Crónicas galantes

Lo que debemos a Argentina

Ánxel Vence

Ánxel Vence

Algo nos conciernen las elecciones de estos días en Argentina, siquiera sea porque Buenos Aires es la tercera ciudad del mundo en número de gallegos. Los aproximadamente 170.000 que todavía viven allá solo son superados acá por los censos de Vigo y A Coruña, como el informado lector bien sabe.

No son del todo gratas las noticias que llegan de esa admirable república, tierra de bonanza en otros tiempos para gallegos, italianos y algunos otros europeos que arribaban a sus costas por oleadas. Si los peruanos descendían de los incas y los mexicanos de los aztecas, los argentinos se limitaron a descender de los barcos que llegaban desde Europa.

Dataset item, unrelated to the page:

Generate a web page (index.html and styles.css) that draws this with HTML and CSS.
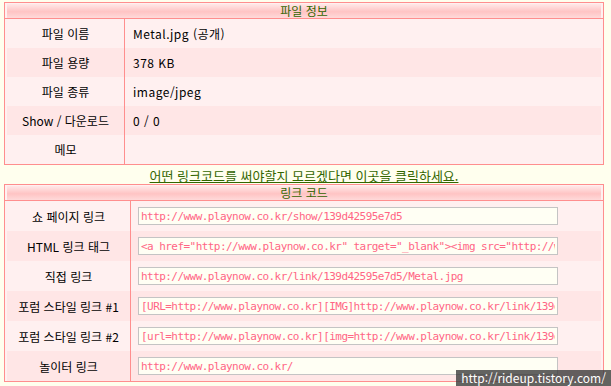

Más de un siglo después de aquella época próspera —si bien desigual— en la que Argentina destacaba en el mundo por su PIB per cápita, el país vive en una azarosa crisis financiera que, lamentablemente, tiende a hacerse endémica. Los sucesivos gobiernos no han hecho gran cosa por mejorar la situación.

Tampoco es que haya mucho donde escoger para salir del entuerto. La segunda y definitiva vuelta de las presidenciales la disputarán un ministro de Economía que llevó la inflación a cifras imposibles de un 140 por ciento anual y otro pintoresco candidato que se define anarcocapitalista mientras dedica insultos de grueso calibre a sus adversarios “zurdos”.

Argentina es, por fortuna, mucho más que ese esperpéntico combate entre candidatos que, por lo demás, no resulta inhabitual en otras naciones.

Fue precisamente un porteño, Jorge Luis Borges, autoproclamado anarquista de la rama spenceriana, quien lamentó en su momento la costumbre de juzgar a los países por sus políticos. Decía Borges que no suelen ser la gente más destacable ni aun la más representativa de una nación.

Sabía de lo que hablaba, cuando menos en el caso de su país. Más que sus políticos y generalotes, lo que realmente nos interesa de Argentina es el fulgor del castellano reinventado por Borges y Cortázar: los tangos libertarios de Astor Piazzolla o las pobladas librerías de Buenos Aires. Bien surtidas, naturalmente, por autores del talento de Ernesto Sábato, Alfonsina Storni, Adolfo Bioy Casares o Manuel Mujica Laínez, por citar solo unos pocos.

No son menores sus aportaciones a la cultura popular. Desde Di Stefano a Messi, sin olvidar al inolvidable Quino, creador de Mafalda, los argentinos han sido una constante fuente de alegría y disfrute estético para el mundo.

Ese legado crece aún si hablamos de los gallegos, que fueron acogidos por cientos de miles en Buenos Aires cuando aquí pintaban bastos en la baraja de la economía. Su número e influencia fue bastante para inspirar a Quino el personaje de Manolito Goreiro: un niño tan rudo como entrañable que en sus sueños comerciales se imaginaba dueño de cadenas de supermercados y creía firmemente en la divinidad de los Rockefeller.

Todo ese torrente creativo parece haberse reducido ahora a una torpe lucha de candidatos que evoca la pelea de dos calvos por un peine; pero de todo se sale. Llegará un día en el que mereceremos no tener gobiernos, fabulaba el antes mentado Borges. Argentina, que tanto nos ha dado, se merece que no la juzguen por sus políticos.